Mortefi frowns. “What? Why are you also looking at me like I’ve grown three heads?”
Here so early, when he’s usually on the dot…no signs of sleep deprivation, in an evidently good mood, no coffee in hand? Strange. I’m missing something. He raises a hand to his chin, meeting the quizzical glare directed at him with his own unfocused gaze. Wait—unless…that is also related?
A single plausible explanation reveals itself in Xiangli Yao’s mind. It certainly isn’t what he would have expected, but it’s promising enough to hazard a guess.
He tilts his head at Mortefi. “Since when were you in a relationship with General Jiyan?”
Mortefi chokes on air.
“Ah,” Xiangli Yao smiles. “So my guess was right?”
“How the hell did you arrive at that conclusion?” Mortefi splutters.
“You might arrive at the same conclusion, if you were me,” he returns mirthfully. “How else would you explain all the signs of you having fixed your biological clock: showing up early, improved mood, energized to the extent of no longer requiring coffee to get through the morning? Our colleagues have been telling me that you've been possessed, concussed, poisoned, so on and so forth—but I think you must have had a reason for doing so. Coincidentally, the General has been showing up later than usual for work.
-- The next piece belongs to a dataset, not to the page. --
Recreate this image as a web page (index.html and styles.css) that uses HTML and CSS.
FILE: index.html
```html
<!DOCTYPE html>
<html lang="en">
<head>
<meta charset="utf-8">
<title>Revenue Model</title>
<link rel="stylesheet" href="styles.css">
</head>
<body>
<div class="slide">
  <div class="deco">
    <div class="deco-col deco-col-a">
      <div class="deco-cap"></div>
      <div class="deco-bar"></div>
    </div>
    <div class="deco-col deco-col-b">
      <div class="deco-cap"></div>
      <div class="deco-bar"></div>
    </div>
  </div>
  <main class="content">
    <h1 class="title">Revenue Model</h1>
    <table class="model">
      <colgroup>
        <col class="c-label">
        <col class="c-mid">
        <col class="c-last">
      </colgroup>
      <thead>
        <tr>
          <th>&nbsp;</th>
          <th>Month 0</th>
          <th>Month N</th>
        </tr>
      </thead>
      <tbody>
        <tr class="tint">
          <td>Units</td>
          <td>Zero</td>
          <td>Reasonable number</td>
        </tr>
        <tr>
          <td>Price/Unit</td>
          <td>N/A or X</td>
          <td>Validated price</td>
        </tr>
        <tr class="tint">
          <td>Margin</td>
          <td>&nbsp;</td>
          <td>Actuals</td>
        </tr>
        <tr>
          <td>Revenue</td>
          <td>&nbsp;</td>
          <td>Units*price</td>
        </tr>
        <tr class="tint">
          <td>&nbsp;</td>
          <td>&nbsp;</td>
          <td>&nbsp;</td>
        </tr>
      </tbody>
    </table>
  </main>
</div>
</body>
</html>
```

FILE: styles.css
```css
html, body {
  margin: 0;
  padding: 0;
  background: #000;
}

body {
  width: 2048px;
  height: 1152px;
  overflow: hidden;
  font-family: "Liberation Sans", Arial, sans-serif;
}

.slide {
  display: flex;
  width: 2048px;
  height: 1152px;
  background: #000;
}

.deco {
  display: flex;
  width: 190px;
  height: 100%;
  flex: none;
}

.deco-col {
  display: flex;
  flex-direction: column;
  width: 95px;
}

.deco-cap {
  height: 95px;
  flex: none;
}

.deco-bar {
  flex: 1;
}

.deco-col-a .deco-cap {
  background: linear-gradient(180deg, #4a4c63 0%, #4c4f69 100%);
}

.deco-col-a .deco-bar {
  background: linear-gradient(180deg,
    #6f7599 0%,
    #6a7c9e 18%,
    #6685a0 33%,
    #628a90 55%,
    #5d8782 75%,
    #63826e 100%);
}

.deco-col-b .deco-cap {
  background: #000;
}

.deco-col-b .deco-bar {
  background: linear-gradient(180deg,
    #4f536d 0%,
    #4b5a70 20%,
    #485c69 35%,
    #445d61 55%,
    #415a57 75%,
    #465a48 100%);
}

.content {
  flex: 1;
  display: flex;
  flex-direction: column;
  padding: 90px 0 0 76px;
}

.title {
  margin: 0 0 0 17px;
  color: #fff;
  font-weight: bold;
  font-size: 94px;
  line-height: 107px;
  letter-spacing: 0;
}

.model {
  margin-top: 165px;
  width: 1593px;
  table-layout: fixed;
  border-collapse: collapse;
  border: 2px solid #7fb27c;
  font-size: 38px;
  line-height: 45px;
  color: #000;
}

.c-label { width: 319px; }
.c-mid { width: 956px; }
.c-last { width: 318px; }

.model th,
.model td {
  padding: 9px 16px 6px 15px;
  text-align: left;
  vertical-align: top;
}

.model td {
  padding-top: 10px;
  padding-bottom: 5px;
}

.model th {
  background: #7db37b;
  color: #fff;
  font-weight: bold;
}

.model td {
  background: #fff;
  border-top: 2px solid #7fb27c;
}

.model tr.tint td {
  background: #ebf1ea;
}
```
He even brought breakfast with him this morning, instead of settling for rations as he usually would; naturally, there is a rather interesting conclusion I can draw here, which you have just proven to be correct. Those waffles you made look delectable, by the way. General Jiyan is a lucky man.”
By the time he finishes, Mortefi’s face is buried in his hand. Without another word, he walks past the Principal Investigator and reaches for the door handle.
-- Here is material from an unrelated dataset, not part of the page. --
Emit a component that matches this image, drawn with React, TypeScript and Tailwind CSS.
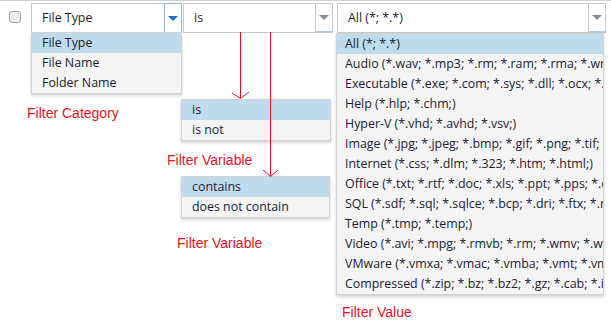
import React from 'react';

const font = { fontFamily: '"Liberation Sans", Arial, sans-serif' };
const itemFont = { fontFamily: '"Open Sans", "Liberation Sans", sans-serif' };

const valueItems = [
  'All (*; *.*)',
  'Audio (*.wav; *.mp3; *.rm; *.ram; *.rma; *.wma; *.mid;)',
  'Executable (*.exe; *.com; *.sys; *.dll; *.ocx; *.bat;)',
  'Help (*.hlp; *.chm;)',
  'Hyper-V (*.vhd; *.avhd; *.vsv;)',
  'Image (*.jpg; *.jpeg; *.bmp; *.gif; *.png; *.tif; *.tiff;)',
  'Internet (*.css; *.dlm; *.323; *.htm; *.html;)',
  'Office (*.txt; *.rtf; *.doc; *.xls; *.ppt; *.pps; *.docx;)',
  'SQL (*.sdf; *.sql; *.sqlce; *.bcp; *.dri; *.ftx; *.mdf;)',
  'Temp (*.tmp; *.temp;)',
  'Video (*.avi; *.mpg; *.rmvb; *.rm; *.wmv; *.wmx;)',
  'VMware (*.vmxa; *.vmac; *.vmba; *.vmt; *.vmdk;)',
  'Compressed (*.zip; *.bz; *.bz2; *.gz; *.cab; *.iso;)',
];

function Select({ label, width, active }: { label: string; width: string; active?: boolean }) {
  return (
    <div className={`flex h-[30px] ${width} border border-[#c9c9c9] bg-white`}>
      <div className="flex flex-1 items-center pl-[10px] text-[12.4px] text-[#1b1b33]" style={itemFont}>
        {label}
      </div>
      <div
        className={
          active
            ? 'flex w-[18px] items-center justify-center -my-px -mr-px border border-[#8cb8e4]'
            : 'flex w-[17px] items-center justify-center border-l border-b border-l-[#c9c9c9] border-b-[#a9cdee]'
        }
      >
        <div
          className={`h-0 w-0 border-x-[5px] border-t-[5px] border-x-transparent ${
            active ? 'border-t-[#1d6dbf]' : 'border-t-[#8a8a8a]'
          }`}
        />
      </div>
    </div>
  );
}

function List({ items, className }: { items: string[]; className: string }) {
  return (
    <div
      className={`absolute overflow-hidden border border-[#d2d2d2] bg-[#f4f4f4] shadow-[0_2px_3px_rgba(0,0,0,0.18)] ${className}`}
      style={itemFont}
    >
      {items.map((t, i) => (
        <div
          key={t}
          className={`flex h-[20px] items-center whitespace-nowrap text-[12.4px] text-[#1b1b33] ${
            i === 0 ? 'bg-[#bedcee]' : ''
          }`}
        >
          {t}
        </div>
      ))}
    </div>
  );
}

export default function App() {
  return (
    <div className="relative h-[326px] w-[611px] overflow-hidden bg-white" style={font}>
      <div className="h-px bg-[#d0d0d0]" />
      {/* Filter row */}
      <div className="flex items-start pt-[2px]">
        <div className="ml-[9px] mt-[8px] h-[12px] w-[12px] rounded-[3px] border border-[#a4a4a4] bg-[#ececec]" />
        <div className="ml-[10px] flex gap-[1px]">
          <Select label="File Type" width="w-[151px]" active />
          <Select label="is" width="w-[150px]" />
          <div className="w-[2px]" />
          <Select label="All (*; *.*)" width="w-[269px]" />
        </div>
      </div>

      {/* Dropdowns */}
      <List items={['File Type', 'File Name', 'Folder Name']} className="left-[31px] top-[32px] w-[151px] [&>div]:pl-[10px]" />
      <List items={['is', 'is not']} className="left-[181px] top-[99px] w-[150px] [&>div]:pl-[10px]" />
      <List items={['contains', 'does not contain']} className="left-[181px] top-[176px] w-[149px] [&>div]:pl-[10px]" />
      <List items={valueItems} className="left-[336px] top-[33px] w-[268px] [&>div]:pl-[8px]" />

      {/* Annotations */}
      <svg className="absolute left-0 top-0" width="611" height="326" fill="none" stroke="#e8121f" strokeWidth="1">
        <path d="M240.5 32 V98" />
        <path d="M232 93 L240.5 98.5 L249 92" />
        <path d="M270.5 32 V176" />
        <path d="M263 170 L270.5 176.5 L278 170" />
      </svg>
      <div className="absolute left-[27px] top-[104px] text-[14px] leading-[18px] text-[#e8121f]">Filter Category</div>
      <div className="absolute left-[167px] top-[151px] text-[14px] leading-[18px] text-[#e8121f]">Filter Variable</div>
      <div className="absolute left-[177px] top-[234px] text-[14px] leading-[18px] text-[#e8121f]">Filter Variable</div>
      <div className="absolute left-[342px] top-[303px] text-[14px] leading-[18px] text-[#e8121f]">Filter Value</div>
    </div>
  );
}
“Leaving already?” Xiangli Yao calls out to him. “Didn’t you have something to ask me? And how should I assure everyone that you’re not possessed? Do I tell them the truth? Mortefi?”
The door locks shut. Xiangli Yao blinks. Then he chuckles to the empty room, wondering what he should do with this new information.
Since Mortefi didn't stop him, a little contribution to the rumor mills wouldn’t hurt…right?